• DIRECTION: Extract only the first line of the listing and every line after it up to and including the one with "h-[707px] overflow-hidden bg-white". Omit the pictures.

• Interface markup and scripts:

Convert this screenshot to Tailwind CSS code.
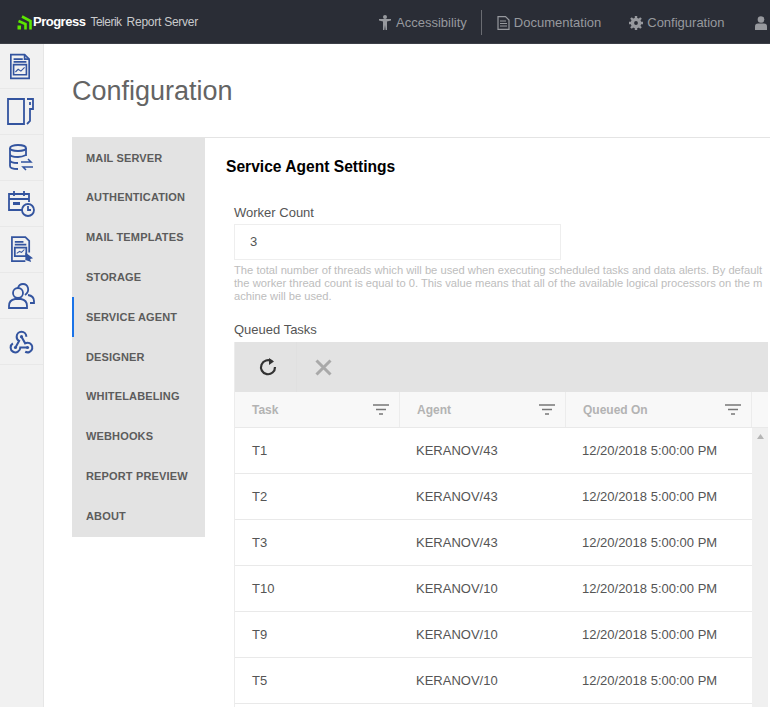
<!DOCTYPE html>
<html lang="en">
<head>
  <meta charset="UTF-8" />
  <title>Telerik Report Server - Configuration</title>
  <script src="https://cdn.jsdelivr.net/npm/@tailwindcss/browser@4"></script>
</head>
<body class="w-[770px] h-[707px] overflow-hidden bg-white font-['Liberation_Sans',Arial,sans-serif] text-[#5f5f5f]">

  <!-- top bar -->
  <header class="h-[44px] pt-[1px] bg-[#2a2d36] border-b border-[#3c3f47] flex items-center text-[#97999e] text-[13px] relative">
    <svg class="ml-[17px] w-[15px] h-[15px]" viewBox="0 0 15 15" fill="none" stroke="#5ce500" stroke-width="2.600"><path d="M5 1.500 13.500 6v8.500M1.500 6 8.500 9v5.500"/><path d="M.5 10.500h3.500v4H.5z" fill="#5ce500" stroke="none"/></svg>
    <span class="ml-[1px] text-white font-bold text-[13px] tracking-[-0.5px]">Progress</span>
    <span class="ml-[5px] text-[#c9cacc] text-[12px] tracking-[-0.5px]">Telerik</span>
    <span class="ml-[5px] text-[#c9cacc] text-[12px] tracking-[-0.25px]">Report Server</span>

    <nav class="absolute left-[379px] top-0 h-[45px] flex items-center whitespace-nowrap">
      <svg class="w-[12px] h-[15px]" viewBox="0 0 12 15" fill="#97999e"><circle cx="6" cy="2" r="2"/><path d="M0 4h12v1.500L8 6.500V15H6.600L6 10l-.6 5H4V6.500L0 5.500z"/></svg>
      <span class="ml-[5px]">Accessibility</span>
      <span class="ml-[14px] w-px h-[25px] bg-[#6a6c72]"></span>
      <svg class="ml-[15px] w-[13px] h-[14px]" viewBox="0 0 13 14" fill="none" stroke="#97999e" stroke-width="1.200"><path d="M1 .6h7.500L12 4v9.400H1zM3 5h6M3 7.500h7M3 10h7"/></svg>
      <span class="ml-[4px]">Documentation</span>
      <svg class="ml-[28px] w-[14px] h-[14px]" viewBox="0 0 14 14"><circle cx="7" cy="7" r="3.600" fill="none" stroke="#97999e" stroke-width="3.400"/><path stroke="#97999e" stroke-width="2.400" d="M7 0v3M7 11v3M0 7h3M11 7h3M2 2l2 2M10 10l2 2M12 2l-2 2M4 10l-2 2"/></svg>
      <span class="ml-[4px]">Configuration</span>
      <svg class="ml-[30px] w-[12px] h-[14px]" viewBox="0 0 12 14" fill="#97999e"><circle cx="6" cy="3.500" r="3.300"/><path d="M0 14v-3.500Q0 7.500 3 7.500h6q3 0 3 3V14z"/></svg>
    </nav>
  </header>

  <div class="flex h-[663px] overflow-hidden">
    <!-- icon rail -->
    <aside class="w-[44px] shrink-0 bg-[#f1f1f1] border-r border-[#e6e6e6]">
      <div class="h-[45px] border-b border-[#e8e8e8] flex items-center justify-center">
        <svg class="w-[22px] h-[27px] ml-[-3px]" viewBox="0 0 24 28" fill="none" stroke="#33549f" stroke-width="1.800"><path d="M2 1h15l5 5v21H2z"/><path d="M17 1v5h5M5 6h10M5 9h14"/><path d="M5 12h14v11H5z"/><path d="M7 20l3-3 3 2 4-4" stroke-width="1.200"/></svg>
      </div>
      <div class="h-[46px] border-b border-[#e8e8e8] flex items-center justify-center">
        <svg class="w-[28px] h-[27px] ml-[-1px]" viewBox="0 0 28 27" fill="none" stroke="#33549f" stroke-width="1.800"><path d="M1 1h16v25H1z"/><path d="M20 1h6v10h-3v12l-3 3"/><path d="M23 4v3" /></svg>
      </div>
      <div class="h-[46px] border-b border-[#e8e8e8] flex items-center justify-center">
        <svg class="w-[25px] h-[28px]" viewBox="0 0 25 28" fill="none" stroke="#33549f" stroke-width="1.800"><ellipse cx="9" cy="4" rx="8" ry="3"/><path d="M1 4v18c0 2 4 3 8 3M17 4v8M1 10c0 2 4 3 8 3s6-1 8-2M1 16c0 2 4 3 8 3"/><path d="M12 18h10l-3-3M24 23H14l3 3" stroke-width="1.500"/></svg>
      </div>
      <div class="h-[46px] border-b border-[#e8e8e8] flex items-center justify-center">
        <svg class="w-[27px] h-[27px]" viewBox="0 0 27 27" fill="none" stroke="#33549f" stroke-width="1.800"><path d="M14 20H1V4h20v8M1 9h20M6 1v5M16 1v5"/><path d="M5 12h7v3H5z" fill="#33549f" stroke="none"/><circle cx="20" cy="20" r="6"/><path d="M20 16v4h3"/></svg>
      </div>
      <div class="h-[46px] border-b border-[#e8e8e8] flex items-center justify-center">
        <svg class="w-[24px] h-[27px]" viewBox="0 0 25 28" fill="none" stroke="#33549f" stroke-width="1.800"><path d="M16 26H2V1h14l4 4v12"/><path d="M5 6h9M5 9h12"/><path d="M5 12h12v9H5z"/><path d="M7 18l3-2 2 1 3-3" stroke-width="1.100"/><path d="M16 17l8 6-3 1 1 3-6-2z" fill="#33549f" stroke="none"/></svg>
      </div>
      <div class="h-[46px] border-b border-[#e8e8e8] flex items-center justify-center">
        <svg class="w-[27px] h-[26px]" viewBox="0 0 27 26" fill="none" stroke="#33549f" stroke-width="1.800"><circle cx="10" cy="10" r="5"/><path d="M1 25v-2q0-6 6-7h6q6 1 6 7v2z"/><path d="M10 5q1-4 5-4t5 4-3 7"/><path d="M20 12q6 1 6 6v2h-4"/></svg>
      </div>
      <div class="h-[46px] border-b border-[#e8e8e8] flex items-center justify-center">
        <svg class="w-[29px] h-[29px]" viewBox="0 0 24 24" fill="none" stroke="#33549f" stroke-width="1.700"><path d="M4.876 13.610a4 4 0 1 0 6.124 3.390h6"/><path d="M15.066 20.502a4 4 0 1 0 1.934-7.502c-.706 0-1.424.179-2 .5l-3-5.500"/><path d="M16 8a4 4 0 1 0-8 0c0 1.506.77 2.818 2 3.500l-3 5.500"/><circle cx="12" cy="8" r="1.300" fill="#33549f" stroke="none"/><circle cx="7" cy="17" r="1.300" fill="#33549f" stroke="none"/><circle cx="17" cy="17" r="1.300" fill="#33549f" stroke="none"/></svg>
      </div>
    </aside>

    <main class="flex-1 min-w-0">
      <h1 class="ml-[28px] mt-[29px] h-[36px] text-[27px] leading-[36px] text-[#646464]">Configuration</h1>

      <div class="mt-[28px] ml-[28px] w-[726px] border-t border-[#e4e4e4] flex items-start">
        <!-- settings nav -->
        <nav class="w-[133px] h-[399px] shrink-0 bg-[#e3e3e3] text-[11px] font-bold text-[#5c5c5c] tracking-[0.15px]">
          <a class="flex items-center h-[39.800px] pl-[14px]">MAIL SERVER</a>
          <a class="flex items-center h-[39.800px] pl-[14px]">AUTHENTICATION</a>
          <a class="flex items-center h-[39.800px] pl-[14px]">MAIL TEMPLATES</a>
          <a class="flex items-center h-[39.800px] pl-[14px]">STORAGE</a>
          <a class="flex items-center h-[39.800px] pl-[12px] border-l-2 border-[#1a73e8]">SERVICE AGENT</a>
          <a class="flex items-center h-[39.800px] pl-[14px]">DESIGNER</a>
          <a class="flex items-center h-[39.800px] pl-[14px]">WHITELABELING</a>
          <a class="flex items-center h-[39.800px] pl-[14px]">WEBHOOKS</a>
          <a class="flex items-center h-[39.800px] pl-[14px]">REPORT PREVIEW</a>
          <a class="flex items-center h-[39.800px] pl-[14px]">ABOUT</a>
        </nav>

        <section class="pl-[21px] flex-1 min-w-0">
          <h2 class="mt-[19px] h-[20px] text-[15.600px] leading-5 font-bold text-black">Service Agent Settings</h2>

          <div class="ml-[8px]">
            <label class="block mt-[27px] h-[18px] text-[13px] leading-[18px] text-[#555]">Worker Count</label>
            <div class="mt-[2px] w-[327px] h-[36px] border border-[#eeeeee] flex items-center pl-[15px] text-[13px] text-[#555]">3</div>
            <p class="mt-[4px] h-[39px] text-[11.200px] leading-[13px] text-[#bdbdbd] whitespace-nowrap">The total number of threads which will be used when executing scheduled tasks and data alerts. By default<br>the worker thread count is equal to 0. This value means that all of the available logical processors on the m<br>achine will be used.</p>
            <label class="block mt-[18px] h-[18px] text-[13px] leading-[18px] text-[#555]">Queued Tasks</label>

            <!-- grid -->
            <div class="mt-[3px] w-[534px] border-l border-[#ececec]">
              <div class="h-[50px] bg-[#e3e3e3] flex items-center">
                <div class="w-[61px] pl-[5px] h-full flex items-center justify-center">
                  <svg class="w-[20px] h-[20px]" viewBox="0 0 20 20" fill="none" stroke="#333" stroke-width="2.200"><path d="M14 4.500A7 7 0 1 0 17 10"/><path d="M11 1l5 3.500-5 3.500z" fill="#333" stroke="none"/></svg>
                </div>
                <div class="w-px h-full bg-[#e0e0e0]"></div>
                <div class="ml-[18px]">
                  <svg class="w-[17px] h-[17px]" viewBox="0 0 17 17" stroke="#a9a9a9" stroke-width="3"><path d="M1.500 1.500l14 14M15.500 1.500l-14 14"/></svg>
                </div>
              </div>

              <div class="grid grid-cols-[165px_166px_186px_17px] h-[36px] bg-[#f8f8f8] border-b border-[#e9e9e9] text-[12px] font-bold text-[#b3b3b3]">
                <div class="flex items-center justify-between pl-[17px] pr-[10px] border-r border-[#ececec]">Task
                  <svg class="w-[16px] h-[11px]" viewBox="0 0 16 11" stroke="#777" stroke-width="1.500"><path d="M0 1h16M3 5.500h10M6 10h4"/></svg>
                </div>
                <div class="flex items-center justify-between pl-[17px] pr-[10px] border-r border-[#ececec]">Agent
                  <svg class="w-[16px] h-[11px]" viewBox="0 0 16 11" stroke="#777" stroke-width="1.500"><path d="M0 1h16M3 5.500h10M6 10h4"/></svg>
                </div>
                <div class="flex items-center justify-between pl-[17px] pr-[10px] border-r border-[#ececec]">Queued On
                  <svg class="w-[16px] h-[11px]" viewBox="0 0 16 11" stroke="#777" stroke-width="1.500"><path d="M0 1h16M3 5.500h10M6 10h4"/></svg>
                </div>
                <div></div>
              </div>

              <div class="flex">
                <div class="w-[517px] text-[13px] text-[#555]">
                  <div class="grid grid-cols-[165px_166px_186px] h-[46px] items-center border-b border-[#e9e9e9]"><span class="pl-[17px]">T1</span><span class="pl-[16px]">KERANOV/43</span><span class="pl-[16px]">12/20/2018 5:00:00 PM</span></div>
                  <div class="grid grid-cols-[165px_166px_186px] h-[46px] items-center border-b border-[#e9e9e9]"><span class="pl-[17px]">T2</span><span class="pl-[16px]">KERANOV/43</span><span class="pl-[16px]">12/20/2018 5:00:00 PM</span></div>
                  <div class="grid grid-cols-[165px_166px_186px] h-[46px] items-center border-b border-[#e9e9e9]"><span class="pl-[17px]">T3</span><span class="pl-[16px]">KERANOV/43</span><span class="pl-[16px]">12/20/2018 5:00:00 PM</span></div>
                  <div class="grid grid-cols-[165px_166px_186px] h-[46px] items-center border-b border-[#e9e9e9]"><span class="pl-[17px]">T10</span><span class="pl-[16px]">KERANOV/10</span><span class="pl-[16px]">12/20/2018 5:00:00 PM</span></div>
                  <div class="grid grid-cols-[165px_166px_186px] h-[46px] items-center border-b border-[#e9e9e9]"><span class="pl-[17px]">T9</span><span class="pl-[16px]">KERANOV/10</span><span class="pl-[16px]">12/20/2018 5:00:00 PM</span></div>
                  <div class="grid grid-cols-[165px_166px_186px] h-[46px] items-center border-b border-[#e9e9e9]"><span class="pl-[17px]">T5</span><span class="pl-[16px]">KERANOV/10</span><span class="pl-[16px]">12/20/2018 5:00:00 PM</span></div>
                  <div class="h-[3px]"></div>
                </div>
                <div class="w-[17px] bg-[#f0f0f0] flex justify-center pt-[6px]">
                  <svg class="w-[7px] h-[5px]" viewBox="0 0 7 5" fill="#b5b5b5"><path d="M3.500 0 7 5H0z"/></svg>
                </div>
              </div>
            </div>
          </div>
        </section>
      </div>
    </main>
  </div>
</body>
</html>
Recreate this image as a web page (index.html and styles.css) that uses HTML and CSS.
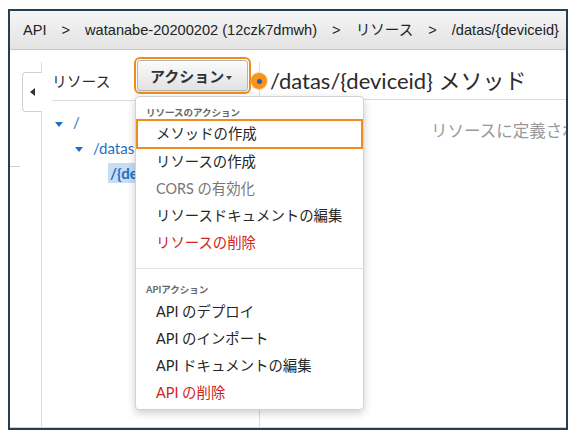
FILE: index.html
```html
<!DOCTYPE html>
<html lang="ja">
<head>
  <meta charset="UTF-8" />
  <meta name="viewport" content="width=device-width, initial-scale=1.0" />
  <title>API Gateway - リソース</title>
  <link rel="stylesheet" href="styles.css">
</head>
<body>
  <div class="console">
    <div class="breadcrumb">
      <span>API</span><span class="sep">&gt;</span><span>watanabe-20200202 (12czk7dmwh)</span><span class="sep">&gt;</span><span>リソース</span><span class="sep">&gt;</span><span>/datas/{deviceid}</span>
    </div>

    <div class="main">
      <div class="side">
        <div class="side-tab"><span class="arrow-left"></span></div>
        <div class="side-rule"></div>
      </div>

      <div class="resources">
        <div class="res-header">
          <span class="res-title">リソース</span>
          <button class="action-btn">アクション<span class="caret"></span></button>
        </div>
        <ul class="tree">
          <li class="lvl0"><span class="toggle"></span>/</li>
          <li class="lvl1"><span class="toggle"></span>/datas</li>
          <li class="lvl2"><span class="selected">/{deviceid}</span></li>
        </ul>

        <div class="menu">
          <div class="menu-head">リソースのアクション</div>
          <div class="menu-item is-focused">メソッドの作成</div>
          <div class="menu-item">リソースの作成</div>
          <div class="menu-item is-disabled">CORS の有効化</div>
          <div class="menu-item">リソースドキュメントの編集</div>
          <div class="menu-item is-danger">リソースの削除</div>
          <div class="menu-divider"></div>
          <div class="menu-head">APIアクション</div>
          <div class="menu-item">API のデプロイ</div>
          <div class="menu-item">API のインポート</div>
          <div class="menu-item">API ドキュメントの編集</div>
          <div class="menu-item is-danger">API の削除</div>
        </div>
      </div>

      <div class="methods">
        <span class="marker"></span>
        <h1 class="methods-title">/datas/{deviceid} メソッド</h1>
        <p class="empty">リソースに定義されたメソッドはありません</p>
      </div>
    </div>
  </div>
</body>
</html>
```

FILE: styles.css
```css
body {
  margin: 0;
  background-color: #ffffff;
  font-family: Lato, "Noto Sans CJK JP", sans-serif;
  color: #333;
}
.console {
  position: relative;
  margin: 9px 0 0 8px;
  width: 560px;
  height: 421px;
  box-sizing: border-box;
  border: 2px solid #233f50;
  background-color: #fff;
  overflow: hidden;
}
.breadcrumb {
  height: 38px;
  line-height: 38px;
  padding-left: 13px;
  border-bottom: 1px solid #c8c8c8;
  background: linear-gradient(#f5f5f5, #e3e3e3);
  font-family: "Liberation Sans", "Noto Sans CJK JP", sans-serif;
  font-size: 14.6px;
  color: #222;
  white-space: nowrap;
}
.breadcrumb .sep {
  margin: 0 15px;
}
.main {
  display: flex;
  height: 377px;
  border-bottom: 1px solid #d0d0d0;
}

/* collapsed side tab */
.side {
  flex: none;
  width: 31px;
}
.side-tab {
  position: relative;
  z-index: 1;
  margin: 22px 0 0 12px;
  width: 20px;
  height: 40px;
  box-sizing: border-box;
  border: 1px solid #cfcfcf;
  border-right: 0;
  border-radius: 4px 0 0 4px;
  background-color: #fff;
  display: flex;
  align-items: center;
  justify-content: center;
}
.arrow-left {
  width: 0;
  height: 0;
  border-top: 4px solid transparent;
  border-bottom: 4px solid transparent;
  border-right: 5px solid #333;
}
.side-rule {
  margin-top: 54px;
  width: 10px;
  height: 1px;
  background-color: #cfcfcf;
}

/* resources panel */
.resources {
  position: relative;
  flex: none;
  width: 218px;
  box-sizing: border-box;
  margin-top: 12px;
  border-left: 1px solid #dcdcdc;
}
.res-header {
  display: flex;
  align-items: flex-start;
  height: 38px;
  margin-left: 10px;
  border-bottom: 1px solid #dcdcdc;
}
.res-title {
  width: 85px;
  line-height: 38px;
  font-size: 14.8px;
  color: #2b2b2b;
}
.action-btn {
  margin-top: -2px;
  width: 111px;
  height: 31px;
  padding: 0 0 0 12px;
  text-align: left;
  font-family: Lato, "Noto Sans CJK JP", sans-serif;
  font-size: 15px;
  font-weight: bold;
  color: #333;
  background: linear-gradient(#fbfbfb, #e2e2e2);
  border: 1px solid #b4b4b4;
  border-radius: 3px;
  box-shadow: 0 1px 1px rgba(0,0,0,0.15);
  outline: 2px solid #f08c1e;
  outline-offset: 1px;
}
.caret {
  display: inline-block;
  margin-left: 2px;
  vertical-align: middle;
  border-left: 3.5px solid transparent;
  border-right: 3.5px solid transparent;
  border-top: 4px solid #444;
}
.tree {
  list-style: none;
  margin: 0;
  padding: 9px 0 0 0;
  font-size: 15px;
  color: #1f6fc0;
}
.tree li {
  line-height: 25.5px;
  white-space: nowrap;
}
.tree .lvl0 { padding-left: 13px; }
.tree .lvl1 { padding-left: 33px; }
.tree .lvl2 { padding-left: 66px; }
.toggle {
  display: inline-block;
  margin-right: 10px;
  vertical-align: middle;
  border-left: 4px solid transparent;
  border-right: 4px solid transparent;
  border-top: 5px solid #1f6fc0;
}
.selected {
  display: inline-block;
  line-height: 20px;
  padding: 0 2px;
  background-color: #c6ddf5;
  font-weight: bold;
}

/* actions dropdown */
.menu {
  position: absolute;
  z-index: 10;
  left: 93px;
  top: 34px;
  width: 229px;
  box-sizing: border-box;
  padding: 8px 0 3px;
  background-color: #fff;
  border: 1px solid #d3d3d3;
  border-radius: 4px;
  box-shadow: 0 3px 8px rgba(0,0,0,0.2);
}
.menu-head {
  line-height: 16px;
  padding-left: 10px;
  font-size: 9.5px;
  font-weight: bold;
  color: #666;
}
.menu-item {
  line-height: 27px;
  padding-left: 20px;
  font-size: 14.4px;
  color: #262626;
  white-space: nowrap;
}
.menu-item.is-focused {
  line-height: 26px;
  margin: -2px 0 -1px;
  padding-left: 18px;
  border: 2px solid #f08c1e;
}
.menu-item.is-disabled {
  color: #777;
}
.menu-item.is-danger {
  color: #d1241c;
}
.menu-divider {
  height: 1px;
  margin: 12px 0 13px;
  background-color: #e2e2e2;
}

/* methods panel */
.methods {
  position: relative;
  flex: 1;
  min-width: 0;
  margin-top: 12px;
  border-left: 1px solid #dcdcdc;
}
.marker {
  position: absolute;
  left: -9px;
  top: 11px;
  width: 16px;
  height: 16px;
  border-radius: 50%;
  background-color: #f7941d;
  box-shadow: 0 0 0 1px rgba(247,148,29,0.35);
}
.marker::after {
  content: "";
  position: absolute;
  left: 5.5px;
  top: 5.5px;
  width: 5px;
  height: 5px;
  border-radius: 50%;
  background-color: #1f5fbf;
}
.methods-title {
  margin: 0;
  padding-left: 10px;
  line-height: 37px;
  font-size: 22px;
  font-weight: normal;
  color: #2b2b2b;
  border-bottom: 1px solid #dcdcdc;
  white-space: nowrap;
}
.empty {
  margin: 21px 0 0;
  padding-left: 171px;
  line-height: 20px;
  font-size: 16.5px;
  color: #999;
  white-space: nowrap;
}
```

• ANSWER TO THE TASK:
Convert this screenshot to Tailwind CSS code.
<!DOCTYPE html>
<html lang="en">
<head>
  <meta charset="UTF-8" />
  <title>Telerik Report Server - Configuration</title>
  <script src="https://cdn.jsdelivr.net/npm/@tailwindcss/browser@4"></script>
</head>
<body class="w-[770px] h-[707px] overflow-hidden bg-white font-['Liberation_Sans',Arial,sans-serif] text-[#5f5f5f]">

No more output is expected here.